What should you read this weekend? Paste BN's picks for book lovers include Someone, the new novel by Alice McDermott, and Amanda Lindhout's searing memoir of being held captive in Somalia.

Someone by Alice McDermott; Farrar, Straus and Giroux, 232 pp.; fiction

In each of her six previous novels, including Charming Billy and At Weddings and Wakes, Alice McDermott has revealed herself to be a master of the deceptively simple.

Seven years after the publication of After This comes her latest novel, Someone. It is the story of an ordinary life, filled with extraordinary moments of love and loss.

Someone skips around in time and place to chart the life of Marie, an Irish-Catholic girl growing up in Brooklyn with her pensive older brother, Gabe, a father who drinks too much (and who will die young) and a mother trying to keep her family stable.

The novel sweeps through the milestones of Marie's life — suffering the death of a young neighbor, which will haunt her for decades; experiencing first love at the age of 17, and her first job (oddly enough, in a funeral parlor); a happy marriage (though not to her first love, Walter, who breaks her heart); pregnancy, motherhood (with four children), old age, illness, and widowhood.

Paste BN says *** ½ out of four. "Filled with subtle insights and abundant empathy and grace."

A House in the Sky by Amanda Lindhout and Sara Corbett; Scribner, 384 pp.; non-fiction

Lindhout, at the time an aspiring journalist, tells the story of her 480-day captivity in Somali at the hands of teenage kidnappers who beat, raped and starved her before a ransom was paid.

Paste BN says ****. "Harrowing, beautifully written …Lindhout has created a brave, compassionate and inspiring triumph."

Wilson by A. Scott Berg; Putnam, 743 pp.; non-fiction

The Pulitzer Prize-winning biographer of Maxwell Perkins and Charles Lindbergh takes on the life of Woodrow Wilson, America's 28th president.

Paste BN says ****. "It has taken nearly a century for someone with Berg's own, somewhat Wilsonian drive to take the full measure of this singular president."

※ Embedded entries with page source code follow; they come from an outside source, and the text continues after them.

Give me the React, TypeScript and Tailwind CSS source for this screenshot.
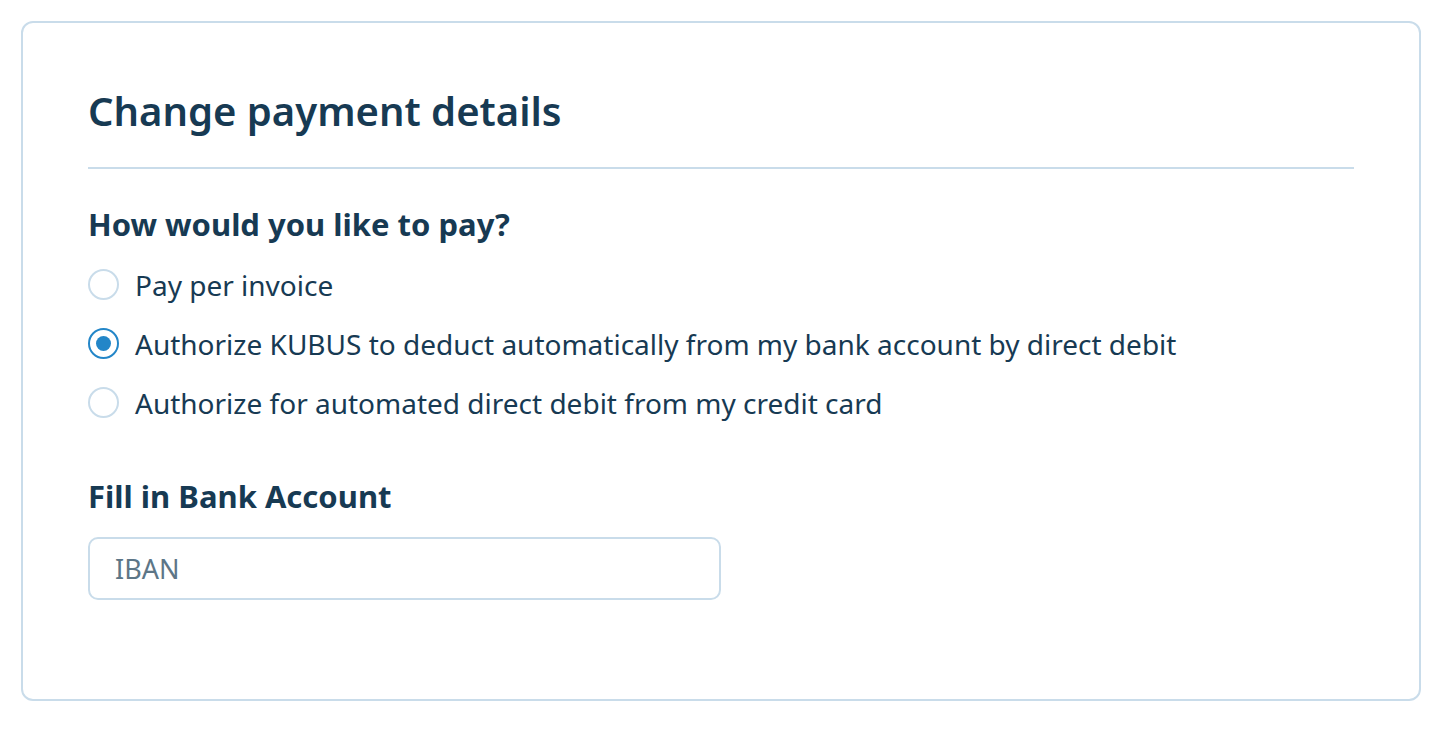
import { useState } from 'react';

const options = [
  { id: 'invoice', label: 'Pay per invoice' },
  { id: 'bank', label: 'Authorize KUBUS to deduct automatically from my bank account by direct debit' },
  { id: 'card', label: 'Authorize for automated direct debit from my credit card' },
];

function Radio({ checked }: { checked: boolean }) {
  return (
    <span
      className={
        checked
          ? 'w-[31px] h-[31px] rounded-full border-2 border-[#2386c8] flex items-center justify-center flex-shrink-0 bg-white'
          : 'w-[31px] h-[31px] rounded-full border-2 border-[#c9dcea] flex-shrink-0 bg-white'
      }
    >
      {checked && <span className="w-[15px] h-[15px] rounded-full bg-[#2386c8]" />}
    </span>
  );
}

export default function App() {
  const [method, setMethod] = useState('bank');

  return (
    <div className="min-h-screen bg-white p-[21px] font-['Noto_Sans',sans-serif] text-[#173a53]">
      <div className="w-[1400px] border-2 border-[#c9dcea] rounded-[12px] px-[65px] pt-[66px] h-[680px]">
        <h1 className="text-[40px] font-semibold leading-[44px]">Change payment details</h1>
        <div className="mt-[34px] h-[2px] bg-[#c9dcea]" />

        <h2 className="mt-[37px] text-[31px] font-bold leading-[36px]">How would you like to pay?</h2>
        <div className="mt-[13px] flex flex-col">
          {options.map((o) => (
            <label
              key={o.id}
              className="h-[59px] flex items-center gap-[16px] cursor-pointer"
              onClick={() => setMethod(o.id)}
            >
              <Radio checked={method === o.id} />
              <span className="text-[28px] leading-[34px]">{o.label}</span>
            </label>
          ))}
        </div>

        <h2 className="mt-[46px] text-[31px] font-bold leading-[36px]">Fill in Bank Account</h2>
        <input
          placeholder="IBAN"
          className="mt-[23px] block w-[633px] h-[63px] px-[25px] border-2 border-[#c9dcea] rounded-[10px] text-[27px] placeholder:text-[#5d7687] outline-none"
        />
      </div>
    </div>
  );
}
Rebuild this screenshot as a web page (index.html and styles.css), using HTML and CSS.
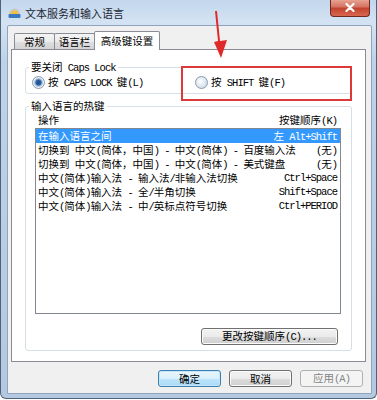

The Girl You Left Behind by Jojo Moyes; Pamela Dorman Books/Viking, 369 pp.; fiction

A painting of a young woman in love is so compelling, it captivates a German commandant in World War I and sets off a legal battle over its rightful owner nearly a century later.

Paste BN says *** ½ out of four. "Moyes writes delicious plots, with characters so clearly imagined they leap off the pages in high-definition prose."

The Returned by Jason Mott; Harlequin MIRA, 352 pp.; fiction

Debut novel centers on an aging couple dealing with the resurrection of their 8-year-old boy nearly 50 years after he drowned in a river, one of many among the dead to "return."

Paste BN says *** ½. "Leave it to a poet to bring beauty and soul to the well-trodden undead genre…an impressive debut novel."